In another 40 years someone will be talking about the night their successors - Natalie Dessay and Juan Diego Florez - showed everyone how the piece should really be done. It's hard to imagine how this adorable, pint-sized, pairing could ever be bettered. But the same goes for the entire cast - as good as you could now muster from anywhere on the planet.

Drop them all into a production from Laurent Pelly that needs no special pleading on comedic grounds, and is by turns elegant, witty, and laugh-out-loud funny, and you've one of the happiest nights the Royal Opera has fielded since I don't know when.

A gentle yodel from a solo horn sets the Alpine scene. The designer, Chantal Thomas, has a map of the Tyrol quite literally strewn across the stage, crumpled sections of it marking out mountainous peaks. The French are on the offensive (in every sense) and the makeshift barricades on view are elaborate enough to send Trevor Nunn back to the drawing board with Les Misérables.

Enter the "daughter of the regiment", Marie - the sensational Natalie Dessay - who is a cross between Annie Oakley and Calamity Jane, only French. She's one of the lads, foul-mouthed and butch enough to tote a rifle but feminine enough to be ironing their undershirts or peeling their potatoes - and all the while tossing off Donizetti's wicked coloratura like it, too, is all in a day's work.

The real joy of Dessay's performance (and it's one of the best all-round operatic performances I've ever seen) is that the singing is always a true extension of the characterisation. The pyrotechnics are timed with such perfection, like verbal exclamations, that there isn't a note, a roulade, a top E-flat, that doesn't get a laugh. Being French she can play with the dialogue, too, and when she is reflective she is vulnerable and touching. Her excellent voice blooms pleasingly in repose, and her tender farewell at the close of act one could not be lovelier.

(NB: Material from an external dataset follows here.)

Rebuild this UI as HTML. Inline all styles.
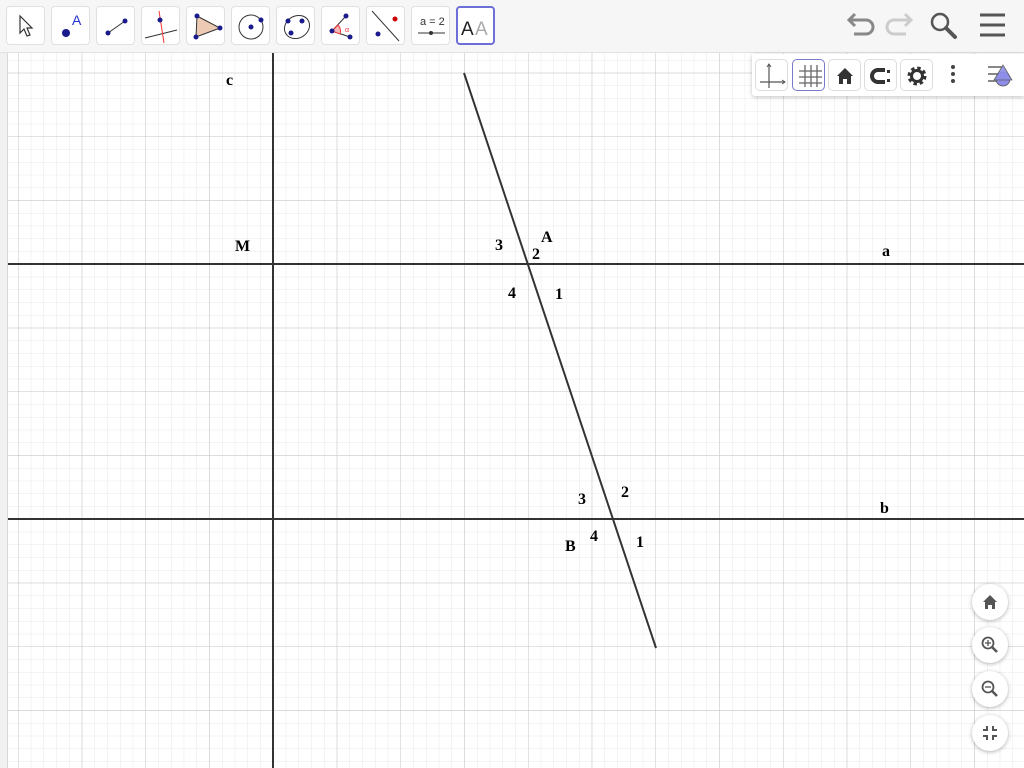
<!DOCTYPE html>
<html><head><meta charset="utf-8"><style>
*{margin:0;padding:0;box-sizing:border-box}
body{width:1024px;height:768px;overflow:hidden;background:#fff;position:relative;font-family:"Liberation Sans",sans-serif}
#tb{position:absolute;left:0;top:0;width:1024px;height:53px;background:#f6f6f6;border-bottom:1px solid #e2e2e2}
.b{position:absolute;top:6px;width:39px;height:39px;background:#fff;border:1px solid #e0e0e0;border-radius:4px}
.b svg{position:absolute;left:0;top:0}
#sb{position:absolute;left:752px;top:54px;width:272px;height:42px;background:#fff;box-shadow:0 1px 4px rgba(0,0,0,.25);border-radius:0 0 0 3px}
.s{position:absolute;top:5px;width:33px;height:32px;border:1px solid #ddd;border-radius:5px;background:#fff}
.z{position:absolute;left:972px;width:36px;height:36px;border-radius:50%;background:#fff;box-shadow:0 1px 4px rgba(0,0,0,.3)}
.z svg{position:absolute;left:0;top:0}
.l{position:absolute;font-family:"Liberation Serif",serif;font-weight:bold;font-size:16px;color:#000}
</style></head><body>
<svg width="1024" height="768" style="position:absolute;left:0;top:0">
<defs>
<pattern id="mi" x="18" y="9" width="12.75" height="12.75" patternUnits="userSpaceOnUse"><path d="M0 0V12.75M0 0H12.75" stroke="#e8e8e8" stroke-width="1" fill="none"/></pattern>
<pattern id="ma" x="18" y="9" width="63.75" height="63.75" patternUnits="userSpaceOnUse"><path d="M0 0V63.75M0 0H63.75" stroke="#c4c4c4" stroke-width="1" fill="none"/></pattern>
</defs>
<rect x="8" y="53" width="1016" height="715" fill="url(#mi)"/>
<rect x="8" y="53" width="1016" height="715" fill="url(#ma)"/>
<rect x="0" y="53" width="8" height="715" fill="#f1f1f1"/>
<line x1="7.5" y1="53" x2="7.5" y2="768" stroke="#d8d8d8"/>
<line x1="273" y1="53" x2="273" y2="768" stroke="#333" stroke-width="2"/>
<line x1="8" y1="264" x2="1024" y2="264" stroke="#333" stroke-width="2"/>
<line x1="8" y1="519" x2="1024" y2="519" stroke="#333" stroke-width="2"/>
<line x1="464" y1="73" x2="656" y2="648" stroke="#333" stroke-width="2"/>
</svg>
<div class="l" style="left:226px;top:72px">c</div>
<div class="l" style="left:235px;top:238px">M</div>
<div class="l" style="left:882px;top:243px">a</div>
<div class="l" style="left:880px;top:500px">b</div>
<div class="l" style="left:541px;top:229px">A</div>
<div class="l" style="left:495px;top:237px">3</div>
<div class="l" style="left:532px;top:246px">2</div>
<div class="l" style="left:508px;top:285px">4</div>
<div class="l" style="left:555px;top:286px">1</div>
<div class="l" style="left:578px;top:491px">3</div>
<div class="l" style="left:621px;top:484px">2</div>
<div class="l" style="left:590px;top:528px">4</div>
<div class="l" style="left:636px;top:534px">1</div>
<div class="l" style="left:565px;top:538px">B</div>

<div id="tb">
<div class="b" style="left:6px"><svg width="39" height="39"><path d="M13 9 L13 26 L17 22 L20 29 L23 28 L20 21 L25 21 Z" fill="#fff" stroke="#333" stroke-width="1.2"/></svg></div>
<div class="b" style="left:51px"><svg width="39" height="39"><circle cx="14" cy="26" r="4" fill="#1a1a8c"/><text x="20" y="18" font-size="14" fill="#2233cc" font-family="Liberation Sans">A</text></svg></div>
<div class="b" style="left:96px"><svg width="39" height="39"><line x1="11" y1="26" x2="28" y2="14" stroke="#333"/><circle cx="11" cy="26" r="2.5" fill="#1a1a8c"/><circle cx="28" cy="14" r="2.5" fill="#1a1a8c"/></svg></div>
<div class="b" style="left:141px"><svg width="39" height="39"><line x1="3" y1="31" x2="35" y2="23" stroke="#333"/><line x1="17" y1="4" x2="22" y2="36" stroke="#e33"/><circle cx="18" cy="13" r="2.5" fill="#1a1a8c"/></svg></div>
<div class="b" style="left:186px"><svg width="39" height="39"><path d="M10 9 L33 21 L9 30 Z" fill="#eccab4" stroke="#333"/><circle cx="10" cy="9" r="2.5" fill="#1a1a8c"/><circle cx="33" cy="21" r="2.5" fill="#1a1a8c"/><circle cx="9" cy="30" r="2.5" fill="#1a1a8c"/></svg></div>
<div class="b" style="left:231px"><svg width="39" height="39"><circle cx="19" cy="20" r="12" fill="none" stroke="#333"/><circle cx="19" cy="20" r="2.5" fill="#1a1a8c"/><circle cx="29" cy="13" r="2.5" fill="#1a1a8c"/></svg></div>
<div class="b" style="left:276px"><svg width="39" height="39"><ellipse cx="20" cy="20" rx="13" ry="11" transform="rotate(-30 20 20)" fill="none" stroke="#333"/><circle cx="11" cy="14" r="2.5" fill="#1a1a8c"/><circle cx="25" cy="14" r="2.5" fill="#1a1a8c"/><circle cx="14" cy="26" r="2.5" fill="#1a1a8c"/></svg></div>
<div class="b" style="left:321px"><svg width="39" height="39"><path d="M10 24 L24 9 M10 24 L28 30" stroke="#333" fill="none"/><path d="M10 24 L16 18 A9 9 0 0 1 18 27 Z" fill="#f4b8b8" stroke="#e33"/><text x="23" y="25" font-size="7" fill="#e33">α</text><circle cx="10" cy="24" r="2.5" fill="#1a1a8c"/><circle cx="24" cy="9" r="2.5" fill="#1a1a8c"/><circle cx="28" cy="30" r="2.5" fill="#1a1a8c"/></svg></div>
<div class="b" style="left:366px"><svg width="39" height="39"><line x1="5" y1="4" x2="32" y2="34" stroke="#333"/><circle cx="28" cy="12" r="2.5" fill="#c00"/><circle cx="11" cy="27" r="2.5" fill="#1a1a8c"/></svg></div>
<div class="b" style="left:411px"><svg width="39" height="39"><text x="8" y="18" font-size="11" fill="#333" font-family="Liberation Sans">a = 2</text><line x1="6" y1="26" x2="33" y2="26" stroke="#333"/><circle cx="19" cy="26" r="2" fill="#333"/></svg></div>
<div class="b" style="left:456px;border:2px solid #6e6ed8"><svg width="39" height="39"><text x="3" y="27" font-size="19" fill="#222" font-family="Liberation Sans">A</text><text x="17" y="27" font-size="19" fill="#aaa" font-family="Liberation Sans">A</text></svg></div>
<svg width="200" height="53" style="position:absolute;left:830px;top:0">
<path d="M21 20 H36 A7 7 0 0 1 36 34 H24" fill="none" stroke="#888" stroke-width="3"/><path d="M25 14 L19 20 L25 26" fill="none" stroke="#888" stroke-width="3"/>
<path d="M79 20 H64 A7 7 0 0 0 64 34 H76" fill="none" stroke="#ccc" stroke-width="3"/><path d="M75 14 L81 20 L75 26" fill="none" stroke="#ccc" stroke-width="3"/>
<circle cx="110" cy="22" r="8" fill="none" stroke="#555" stroke-width="2.5"/><line x1="116" y1="28" x2="125" y2="37" stroke="#555" stroke-width="4" stroke-linecap="round"/>
<path d="M150 15H175M150 25H175M150 35H175" stroke="#555" stroke-width="3"/>
</svg>
</div>
<div id="sb">
<div class="s" style="left:3px"><svg width="33" height="32"><path d="M13 4 V28 M4 22 H29" stroke="#555" fill="none" stroke-width="1.2"/><path d="M11 7 L13 4 L15 7 M26 20 L29 22 L26 24" fill="none" stroke="#555"/></svg></div>
<div class="s" style="left:40px;border-color:#7a7acc"><svg width="33" height="32"><path d="M12 5V27M18 5V27M24 5V27M6 11H29M6 17H29M6 23H29" stroke="#666" stroke-width="1.3"/></svg></div>
<div class="s" style="left:76px"><svg width="33" height="32"><path d="M8 16 L16 8 L24 16 L22 16 L22 24 L18 24 L18 19 L14 19 L14 24 L10 24 L10 16 Z" fill="#333"/></svg></div>
<div class="s" style="left:112px"><svg width="33" height="32"><path d="M20 10 H13 A6 6 0 0 0 13 22 H20" fill="none" stroke="#333" stroke-width="4"/><rect x="22" y="10" width="3" height="3" fill="#333"/><rect x="22" y="19" width="3" height="3" fill="#333"/></svg></div>
<div class="s" style="left:148px"><svg width="33" height="32"><circle cx="16" cy="16" r="7" fill="none" stroke="#333" stroke-width="5" stroke-dasharray="3 2.5"/><circle cx="16" cy="16" r="5.5" fill="none" stroke="#333" stroke-width="3"/></svg></div>
<svg width="80" height="42" style="position:absolute;left:190px;top:0"><circle cx="11" cy="13" r="2" fill="#444"/><circle cx="11" cy="20" r="2" fill="#444"/><circle cx="11" cy="27" r="2" fill="#444"/>
<path d="M46 13H60M46 20H56M46 27H56" stroke="#888" stroke-width="2"/><circle cx="61" cy="25" r="7" fill="#8e8ee8" stroke="#555" stroke-width=".8"/><path d="M61 11 L70 26 L52 26 Z" fill="#8e8ee8" stroke="#555" stroke-width=".8" opacity=".9"/></svg>
</div>
<div class="z" style="top:584px"><svg width="36" height="36"><path d="M11 18 L18 11 L25 18 L23 18 L23 25 L20 25 L20 21 L16 21 L16 25 L13 25 L13 18 Z" fill="#555"/></svg></div>
<div class="z" style="top:627px"><svg width="36" height="36"><circle cx="16" cy="16" r="5.5" fill="none" stroke="#555" stroke-width="1.8"/><line x1="20" y1="20" x2="25" y2="25" stroke="#555" stroke-width="2.5"/><path d="M13 16H19M16 13V19" stroke="#555" stroke-width="1.3"/></svg></div>
<div class="z" style="top:671px"><svg width="36" height="36"><circle cx="16" cy="16" r="5.5" fill="none" stroke="#555" stroke-width="1.8"/><line x1="20" y1="20" x2="25" y2="25" stroke="#555" stroke-width="2.5"/><path d="M13 16H19" stroke="#555" stroke-width="1.3"/></svg></div>
<div class="z" style="top:715px"><svg width="36" height="36"><path d="M11 15H15V11M25 15H21V11M11 21H15V25M25 21H21V25" fill="none" stroke="#555" stroke-width="2"/></svg></div>
</body></html>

The local boy Tonio - Juan Diego Florez in lederhosen - is from the wrong side of the barricades. Of course, everyone is waiting for the succession of high Cs in his first-act clincher, and Florez pops them like shrugs of his elegant shoulders, bringing the house down in the process. The naturally high tessitura of his voice makes it all sound utterly effortless. We know better. But what makes Florez special, the tenore di grazia of his generation, are not the high notes, but the exquisitely fluid line, the way in which he is always seeking out and finessing the next elegant turn in the phrasing. When he pleads for Marie at the close of the show, it is the artistry and the grace of it that stops you in your tracks.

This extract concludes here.